J’en viens aux moyens de l’Agence française pour la biodiversité et au cas précis de l’intégration, dans l’Agence, du comité national de l’initiative française pour les récifs coralliens (IFRECOR). Quels seront les moyens mis en œuvre, sachant que, l’IFRECOR ayant un modèle de gouvernance propre, sa dynamique pourrait être compromise si l’on n’y prend garde ?

M. François-Michel Lambert. Nous devons faire de la défense de la biodiversité une priorité législative et politique. La création du secrétariat d’État chargé de la biodiversité nous en donne l’occasion. Le moment est venu de régler définitivement la question des éléments qui détruisent réellement la biodiversité – je pense notamment aux néonicotinoïdes et à la pêche en eaux profondes.

Mais ne nous trompons pas de combat : nous devons œuvrer à rassembler, à plus ou moins long terme, tous les acteurs de la nature dans une gouvernance partagée. Agriculteurs et chasseurs devront trouver leur place dans un pilotage partagé de la gestion de la biodiversité.

M. Arnaud Leroy. Depuis quelques heures, la question du préjudice écologique suscite beaucoup d’émoi. Vous le savez, j’ai animé, avec Geneviève Gaillard, un petit groupe de travail pour donner au dispositif un peu plus d’efficacité, de stabilité et de visibilité, notamment pour les entreprises. Je dois avouer que je suis surpris de la dernière mouture du texte. Il est important de ne pas revenir en arrière par rapport à la rédaction issue du Sénat et de ne pas abandonner le principe pollueur-payeur inscrit dans les traités de l’Union européenne.

La notion de préjudice écologique est aussi importante et novatrice pour notre droit civil que la loi sur la biodiversité car c’est une véritable révolution juridique. Aussi convient-il de ne pas se tromper. Avec Geneviève Gaillard, nous avons essayé de trouver une rédaction juridiquement solide. Peut-être n’est-elle pas parfaite, peut-être faudra-t-il la revoir, mais il faut surtout éviter d’adopter l’amendement du Gouvernement qui prévoit que « n’est pas réparable, sur le fondement du présent titre, le préjudice résultant d’une atteinte autorisée par les lois, règlements et engagements internationaux de la France ou par un titre délivré pour leur application », car il est extrêmement dangereux pour le droit de l’environnement dans notre pays.

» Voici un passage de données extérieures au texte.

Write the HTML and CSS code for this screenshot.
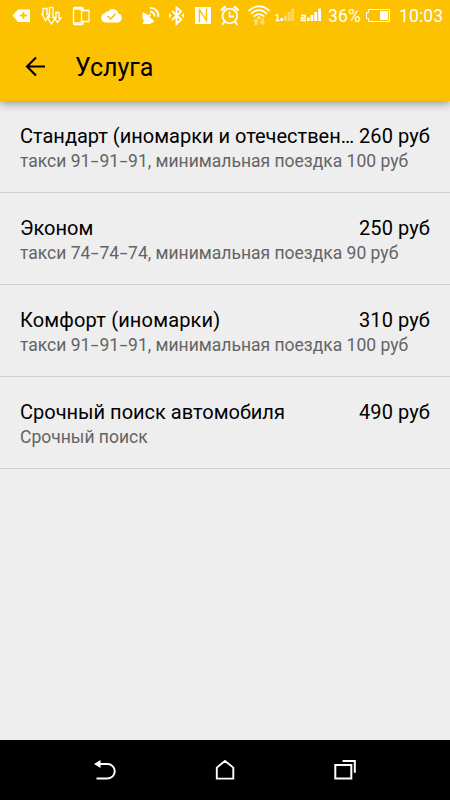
FILE: index.html
```html
<!DOCTYPE html>
<html lang="ru">
<head>
<meta charset="utf-8">
<title>Услуга</title>
<link rel="stylesheet" href="styles.css">
</head>
<body>
<div class="screen">
  <header class="top">
    <div class="status">
      <svg width="36" height="32" viewBox="0 0 36 32"><path fill="#fff" d="M12.500 15.500L18 9.500h12V22H18z"/><path stroke="#fcc200" stroke-width="1.800" d="M20 15.500h7M23.500 12v7"/></svg>
      <svg width="30" height="32" viewBox="36 0 30 32" class="line"><path d="M43 8.500h4v6h2.500l-4 6-3.500-6H43zM49.500 7.500h3.500v10h2.500L51.500 24l-4.500-6.500h2.500zM56 12.500h3v5.500h2l-3.500 4.500-3.500-4.500h2z"/></svg>
      <svg width="30" height="32" viewBox="66 0 30 32" class="line"><path d="M83 10V8.500a1 1 0 0 0-1-1h-7.500a1 1 0 0 0-1 1v15a1 1 0 0 0 1 1H82a1 1 0 0 0 1-1V22M73.500 9H83M73.500 22.800H83"/><path d="M81.500 10.500h7.500v11h-7.500z"/></svg>
      <svg width="34" height="32" viewBox="96 0 34 32"><path fill="#fff" d="M105.500 22.500a4.700 4.700 0 0 1-.8-9.200 5 5 0 0 1 3.800-2 5.500 5.500 0 0 1 9.700 2 4.700 4.700 0 0 1-.7 9.200z"/><path fill="none" stroke="#fcc200" stroke-width="1.700" d="M107.700 16l3 3 5-5.500"/></svg>
      <svg width="34" height="32" viewBox="130 0 34 32"><path fill="#fff" d="M143 12a7.600 7.600 0 0 0 11.500 9.500l-5-4.700 1.700-1.500-1.500-1.500-1.500 1.500z"/><path fill="#fff" d="M144 20l-1.500 4h9z"/><g fill="none" stroke="#fff" stroke-width="2"><path d="M150 11.500a4.500 4.500 0 0 1 4.500 5"/><path d="M150 7.800a8 8 0 0 1 8.300 9.200" stroke-width="1.700"/></g></svg>
      <svg width="26" height="32" viewBox="164 0 26 32"><path fill="none" stroke="#fff" stroke-width="1.800" d="M172 11l9.200 8.500-4.700 4.500V7.500l4.700 4L172 20"/><path fill="#fff" d="M169 13l2.700 2.600-2.700 2.600zM184 13l-2.700 2.600 2.700 2.600z"/></svg>
      <svg width="25" height="32" viewBox="190 0 25 32"><path fill="#fff" d="M195 7h16v17h-16z"/><path fill="none" stroke="#fcc200" stroke-width="1.400" d="M199.500 22.500V10l7 10.500V8.500"/></svg>
      <svg width="29" height="32" viewBox="215 0 29 32"><g fill="none" stroke="#fff" stroke-width="1.800"><circle cx="229.800" cy="16" r="7.300"/><path d="M229.500 11.500v5h4.500M224.500 21.500l-2.200 3.300M235 21.500l2.200 3.300"/><path d="M221 10.500l4.500-4M238.500 10.500l-4.500-4" stroke-width="2.400"/></g></svg>
      <svg width="28" height="32" viewBox="244 0 28 32"><g fill="none" stroke="#fff" stroke-width="1.700"><path d="M248.500 11q10.500-9.500 21 0M251 13.800q8-7.500 16 0M253.800 16.600q5.200-5 10.400 0"/></g><path fill="#fff" d="M257.300 17.700l1.700-1.500 1.700 1.500-1.700 1.500z"/><path fill="#fff" opacity=".45" d="M252.500 21.500l3.500-3.300 3.500 3.300h-2V25h-3v-3.500zM259 21.700h2v-3.500h3v3.500h2l-3.500 3.300z"/></svg>
      <svg width="25" height="32" viewBox="272 0 25 32"><path fill="none" stroke="#fff" stroke-width="1.500" d="M275.500 15.700l2-1V21M275.500 20.500h4"/><g fill="#fff"><path d="M280.500 18h2.500v3h-2.500z"/><g opacity=".42"><path d="M284 15.500h2.800V21H284zM287.700 12h2.800v9h-2.800zM291.300 8.500h2.800V21h-2.800z"/></g></g></svg>
      <svg width="28" height="32" viewBox="297 0 28 32"><path fill="none" stroke="#fff" stroke-width="1.700" d="M301 15.300h4v2.500h-3.500v2.600h4.500"/><path fill="#fff" d="M307 17.500h2.500V21H307zM310.500 15h2.800v6h-2.800zM314.300 12h2.800v9h-2.800zM318.200 8.500h2.800V21h-2.800z"/></svg>
      <span class="percent">36%</span>
      <svg width="28" height="32" viewBox="364 0 28 32"><path fill="none" stroke="#fff" d="M368.500 9.500h21v12h-21v-3h-2v-6h2z"/><path fill="#fff" d="M380 11h8v9h-8z"/></svg>
      <span class="time">10:03</span>
    </div>
    <div class="toolbar">
      <svg class="back" width="22" height="22" viewBox="0 0 22 22"><path fill="none" stroke="#000" stroke-width="2.100" d="M20 10.500H2M11 1.500l-9 9 9 9"/></svg>
      <h1>Услуга</h1>
    </div>
  </header>
  <main class="list">
    <div class="item">
      <div class="row"><span class="name">Стандарт (иномарки и отечествен…</span><span class="price">260 руб</span></div>
      <div class="note">такси 91<span class="dash">-</span>91<span class="dash">-</span>91, минимальная поездка 100 руб</div>
    </div>
    <div class="item">
      <div class="row"><span class="name">Эконом</span><span class="price">250 руб</span></div>
      <div class="note">такси 74<span class="dash">-</span>74<span class="dash">-</span>74, минимальная поездка 90 руб</div>
    </div>
    <div class="item">
      <div class="row"><span class="name wide">Комфорт (иномарки)</span><span class="price">310 руб</span></div>
      <div class="note">такси 91<span class="dash">-</span>91<span class="dash">-</span>91, минимальная поездка 100 руб</div>
    </div>
    <div class="item">
      <div class="row"><span class="name">Срочный поиск автомобиля</span><span class="price">490 руб</span></div>
      <div class="note">Срочный поиск</div>
    </div>
  </main>
  <nav class="nav">
    <svg width="24" height="24" viewBox="0 0 24 24"><path fill="none" stroke="#fff" stroke-width="2" d="M6 6h8.500a7.200 7.200 0 0 1 0 14.500H3.500"/><path fill="#fff" d="M1 6l6.500-4v8z"/></svg>
    <svg width="24" height="24" viewBox="0 0 24 24"><path fill="none" stroke="#fff" stroke-width="1.900" d="M3.800 20.600V9.600l8.200-6.700 8.300 6.700v11z"/></svg>
    <svg width="24" height="24" viewBox="0 0 24 24"><path fill="none" stroke="#fff" stroke-width="2" d="M2.300 7h16v13.600h-16zM9.500 3h12.300v11.700"/></svg>
  </nav>
</div>
</body>
</html>
```
FILE: styles.css
```css
* { box-sizing: border-box; }
body {
  margin: 0;
  font-family: Roboto, "Liberation Sans", sans-serif;
  color: #000;
}
.screen {
  width: 450px;
  height: 800px;
  display: flex;
  flex-direction: column;
  background: #eee;
}
.top {
  height: 101px;
  flex: none;
  background: #fcc200;
  box-shadow: 0 2px 9px rgba(0, 0, 0, .42);
}
.status {
  height: 32px;
  display: flex;
  color: #fff;
  font-size: 17.5px;
  line-height: 33px;
  white-space: nowrap;
}
.status svg { display: block; flex: none; }
.line { fill: none; stroke: #fff; stroke-width: 1.3; }
.percent { width: 39px; padding-left: 3px; flex: none; letter-spacing: .2px; }
.time { padding-left: 7px; letter-spacing: .15px; }
.toolbar {
  height: 69px;
  display: flex;
  align-items: center;
  padding-left: 25px;
}
.back { margin-right: 28px; }
h1 {
  margin: 2px 0 0;
  font-size: 25px;
  font-weight: 400;
  line-height: 32px;
}
.list { flex: 1; }
.item {
  height: 92px;
  padding: 22px 20px 0;
  border-bottom: 1px solid #cecece;
}
.row {
  display: flex;
  justify-content: space-between;
  font-size: 20px;
  line-height: 26px;
}
.name { white-space: nowrap; }
.wide { letter-spacing: .17px; }
.price {
  flex: none;
  white-space: nowrap;
  letter-spacing: .1px;
}
.note {
  font-size: 17.5px;
  line-height: 25px;
  color: #646464;
  white-space: nowrap;
}
.dash {
  display: inline-block;
  width: 9px;
  text-align: center;
  transform: scaleX(1.6);
}
.nav {
  height: 60px;
  flex: none;
  display: flex;
  justify-content: center;
  align-items: center;
  gap: 96px;
  background: #000;
}
```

M. Jean-Marie Sermier. Madame la secrétaire d’État, vous représentez ici le Gouvernement de la France. Or, à deux reprises au début de votre intervention, vous avez rappelé votre engagement écologiste. Je souhaite que votre engagement s’adresse avant tout à tous les Français.

Mme la secrétaire d’État. C’est une évidence !

M. Jean-Marie Sermier. Vous avez rappelé les enjeux essentiels de la planète sur le dérèglement climatique et le maintien de la biodiversité. Ces enjeux, nous les partageons, sur tous les bancs de l’Assemblée. C’est un souci permanent qui a trouvé une première réponse en 2010, à Nagoya. Tous les gouvernements qui ont ratifié l’accord ont travaillé ensemble. La France a joué un rôle essentiel d’entraîneur. Mais, quand on est un entraîneur, l’essentiel n’est pas de courir vite tout seul devant, mais d’associer toute l’équipe pour que nous puissions courir ensemble au même rythme et faire avancer les moins performants.

Si la France joue le rôle essentiel d’une nation qui possède une biodiversité exceptionnelle et un périmètre non moins exceptionnel, puisqu’elle est présente dans le monde entier, comme l’a rappelé à l’instant Serge Letchimy, elle a aussi le devoir de préserver ceux qui font son pays, ses traditions, son économie. Je pense aux agriculteurs qui n’ont pas besoin de surtransposition ni de normes supplémentaires. Ce débat sera l’occasion d’envoyer un signal très fort à nos agriculteurs. Ainsi, ils sauront si on les emmène dans une réserve ou si l’on compte sur eux pour qu’ils produisent demain une agriculture de qualité.

Plusieurs intervenants ont évoqué la lenteur du parcours législatif de ce projet de loi. Effectivement, la vitesse n’est pas au rendez-vous. Souhaitons que la précipitation ne le soit pas non plus. Les débats seront importants. Le brevetage du vivant est compliqué, y compris pour les petites entreprises françaises. La question de l’utilisation des néonicotinoïdes est également complexe, et l’avis rendu par l’ANSES au mois de janvier dernier laisse penser que ce dossier n’est pas aussi simple qu’on voudrait nous le faire croire. Quant à la taxation de l’huile de palme, il ne faut pas confondre les politiques d’affichage et les politiques réalistes sur la déforestation.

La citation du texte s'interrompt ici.